Challenge:
The records that follow must be reproduced in full, exactly as written.

Stored records:
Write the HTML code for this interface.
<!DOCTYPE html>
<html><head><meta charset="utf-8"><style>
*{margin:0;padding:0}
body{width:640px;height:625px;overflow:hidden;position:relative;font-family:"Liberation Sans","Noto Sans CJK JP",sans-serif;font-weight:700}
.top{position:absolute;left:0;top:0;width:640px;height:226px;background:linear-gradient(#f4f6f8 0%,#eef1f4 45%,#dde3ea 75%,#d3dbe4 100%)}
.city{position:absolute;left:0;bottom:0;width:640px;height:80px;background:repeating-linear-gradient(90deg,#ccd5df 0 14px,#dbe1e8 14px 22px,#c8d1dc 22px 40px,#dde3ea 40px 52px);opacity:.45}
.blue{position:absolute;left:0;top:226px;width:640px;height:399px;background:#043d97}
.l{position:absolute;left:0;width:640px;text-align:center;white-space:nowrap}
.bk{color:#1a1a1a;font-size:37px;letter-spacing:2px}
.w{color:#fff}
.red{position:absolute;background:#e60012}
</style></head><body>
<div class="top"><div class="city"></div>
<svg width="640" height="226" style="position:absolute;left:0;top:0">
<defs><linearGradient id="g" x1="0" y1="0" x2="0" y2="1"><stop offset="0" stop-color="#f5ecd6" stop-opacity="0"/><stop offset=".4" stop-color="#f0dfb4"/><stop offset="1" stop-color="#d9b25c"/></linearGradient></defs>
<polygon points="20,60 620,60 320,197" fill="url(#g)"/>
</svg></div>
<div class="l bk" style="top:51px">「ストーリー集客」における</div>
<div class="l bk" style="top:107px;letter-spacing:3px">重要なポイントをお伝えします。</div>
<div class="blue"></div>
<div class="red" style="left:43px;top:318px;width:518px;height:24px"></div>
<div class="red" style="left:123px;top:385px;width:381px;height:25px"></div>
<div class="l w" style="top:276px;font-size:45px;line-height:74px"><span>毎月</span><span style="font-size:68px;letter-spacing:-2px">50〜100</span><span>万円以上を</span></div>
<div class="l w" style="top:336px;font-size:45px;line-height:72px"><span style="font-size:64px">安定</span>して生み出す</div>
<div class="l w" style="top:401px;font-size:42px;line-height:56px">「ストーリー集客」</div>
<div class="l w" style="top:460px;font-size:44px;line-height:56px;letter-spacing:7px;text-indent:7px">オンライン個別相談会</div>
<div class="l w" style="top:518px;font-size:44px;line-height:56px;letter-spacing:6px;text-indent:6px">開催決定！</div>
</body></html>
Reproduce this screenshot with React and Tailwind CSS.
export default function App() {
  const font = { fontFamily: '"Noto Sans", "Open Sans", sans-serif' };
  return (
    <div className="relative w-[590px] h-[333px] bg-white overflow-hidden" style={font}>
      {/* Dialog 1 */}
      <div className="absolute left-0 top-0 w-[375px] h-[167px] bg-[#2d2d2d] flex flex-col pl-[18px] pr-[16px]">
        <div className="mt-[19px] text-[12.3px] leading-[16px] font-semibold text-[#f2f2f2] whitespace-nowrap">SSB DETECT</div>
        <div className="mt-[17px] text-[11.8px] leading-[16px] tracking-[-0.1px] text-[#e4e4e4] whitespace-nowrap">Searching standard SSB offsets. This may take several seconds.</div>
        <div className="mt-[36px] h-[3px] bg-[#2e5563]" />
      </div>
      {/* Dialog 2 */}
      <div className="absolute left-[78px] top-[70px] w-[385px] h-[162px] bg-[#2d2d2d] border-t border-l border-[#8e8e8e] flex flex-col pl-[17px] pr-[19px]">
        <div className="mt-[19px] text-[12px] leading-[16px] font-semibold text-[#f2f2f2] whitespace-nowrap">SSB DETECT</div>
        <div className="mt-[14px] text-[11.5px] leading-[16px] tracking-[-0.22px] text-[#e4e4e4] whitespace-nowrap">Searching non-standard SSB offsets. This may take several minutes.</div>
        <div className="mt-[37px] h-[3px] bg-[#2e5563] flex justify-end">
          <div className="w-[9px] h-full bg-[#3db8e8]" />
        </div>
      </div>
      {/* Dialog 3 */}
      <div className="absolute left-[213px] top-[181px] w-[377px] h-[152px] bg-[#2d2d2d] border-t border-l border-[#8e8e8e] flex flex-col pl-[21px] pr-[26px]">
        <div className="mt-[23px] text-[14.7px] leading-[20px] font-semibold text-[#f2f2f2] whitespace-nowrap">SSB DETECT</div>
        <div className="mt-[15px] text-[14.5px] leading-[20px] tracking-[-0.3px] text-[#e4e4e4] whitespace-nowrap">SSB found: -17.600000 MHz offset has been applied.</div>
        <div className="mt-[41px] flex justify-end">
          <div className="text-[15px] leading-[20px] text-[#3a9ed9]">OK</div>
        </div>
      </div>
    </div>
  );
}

Finished answer:
Write the HTML code for this interface.
<!DOCTYPE html>
<html><head><meta charset="utf-8"><style>
*{margin:0;padding:0}
body{width:640px;height:625px;overflow:hidden;position:relative;font-family:"Liberation Sans","Noto Sans CJK JP",sans-serif;font-weight:700}
.top{position:absolute;left:0;top:0;width:640px;height:226px;background:linear-gradient(#f4f6f8 0%,#eef1f4 45%,#dde3ea 75%,#d3dbe4 100%)}
.city{position:absolute;left:0;bottom:0;width:640px;height:80px;background:repeating-linear-gradient(90deg,#ccd5df 0 14px,#dbe1e8 14px 22px,#c8d1dc 22px 40px,#dde3ea 40px 52px);opacity:.45}
.blue{position:absolute;left:0;top:226px;width:640px;height:399px;background:#043d97}
.l{position:absolute;left:0;width:640px;text-align:center;white-space:nowrap}
.bk{color:#1a1a1a;font-size:37px;letter-spacing:2px}
.w{color:#fff}
.red{position:absolute;background:#e60012}
</style></head><body>
<div class="top"><div class="city"></div>
<svg width="640" height="226" style="position:absolute;left:0;top:0">
<defs><linearGradient id="g" x1="0" y1="0" x2="0" y2="1"><stop offset="0" stop-color="#f5ecd6" stop-opacity="0"/><stop offset=".4" stop-color="#f0dfb4"/><stop offset="1" stop-color="#d9b25c"/></linearGradient></defs>
<polygon points="20,60 620,60 320,197" fill="url(#g)"/>
</svg></div>
<div class="l bk" style="top:51px">「ストーリー集客」における</div>
<div class="l bk" style="top:107px;letter-spacing:3px">重要なポイントをお伝えします。</div>
<div class="blue"></div>
<div class="red" style="left:43px;top:318px;width:518px;height:24px"></div>
<div class="red" style="left:123px;top:385px;width:381px;height:25px"></div>
<div class="l w" style="top:276px;font-size:45px;line-height:74px"><span>毎月</span><span style="font-size:68px;letter-spacing:-2px">50〜100</span><span>万円以上を</span></div>
<div class="l w" style="top:336px;font-size:45px;line-height:72px"><span style="font-size:64px">安定</span>して生み出す</div>
<div class="l w" style="top:401px;font-size:42px;line-height:56px">「ストーリー集客」</div>
<div class="l w" style="top:460px;font-size:44px;line-height:56px;letter-spacing:7px;text-indent:7px">オンライン個別相談会</div>
<div class="l w" style="top:518px;font-size:44px;line-height:56px;letter-spacing:6px;text-indent:6px">開催決定！</div>
</body></html>
Reproduce this screenshot with React and Tailwind CSS.
export default function App() {
  const font = { fontFamily: '"Noto Sans", "Open Sans", sans-serif' };
  return (
    <div className="relative w-[590px] h-[333px] bg-white overflow-hidden" style={font}>
      {/* Dialog 1 */}
      <div className="absolute left-0 top-0 w-[375px] h-[167px] bg-[#2d2d2d] flex flex-col pl-[18px] pr-[16px]">
        <div className="mt-[19px] text-[12.3px] leading-[16px] font-semibold text-[#f2f2f2] whitespace-nowrap">SSB DETECT</div>
        <div className="mt-[17px] text-[11.8px] leading-[16px] tracking-[-0.1px] text-[#e4e4e4] whitespace-nowrap">Searching standard SSB offsets. This may take several seconds.</div>
        <div className="mt-[36px] h-[3px] bg-[#2e5563]" />
      </div>
      {/* Dialog 2 */}
      <div className="absolute left-[78px] top-[70px] w-[385px] h-[162px] bg-[#2d2d2d] border-t border-l border-[#8e8e8e] flex flex-col pl-[17px] pr-[19px]">
        <div className="mt-[19px] text-[12px] leading-[16px] font-semibold text-[#f2f2f2] whitespace-nowrap">SSB DETECT</div>
        <div className="mt-[14px] text-[11.5px] leading-[16px] tracking-[-0.22px] text-[#e4e4e4] whitespace-nowrap">Searching non-standard SSB offsets. This may take several minutes.</div>
        <div className="mt-[37px] h-[3px] bg-[#2e5563] flex justify-end">
          <div className="w-[9px] h-full bg-[#3db8e8]" />
        </div>
      </div>
      {/* Dialog 3 */}
      <div className="absolute left-[213px] top-[181px] w-[377px] h-[152px] bg-[#2d2d2d] border-t border-l border-[#8e8e8e] flex flex-col pl-[21px] pr-[26px]">
        <div className="mt-[23px] text-[14.7px] leading-[20px] font-semibold text-[#f2f2f2] whitespace-nowrap">SSB DETECT</div>
        <div className="mt-[15px] text-[14.5px] leading-[20px] tracking-[-0.3px] text-[#e4e4e4] whitespace-nowrap">SSB found: -17.600000 MHz offset has been applied.</div>
        <div className="mt-[41px] flex justify-end">
          <div className="text-[15px] leading-[20px] text-[#3a9ed9]">OK</div>
        </div>
      </div>
    </div>
  );
}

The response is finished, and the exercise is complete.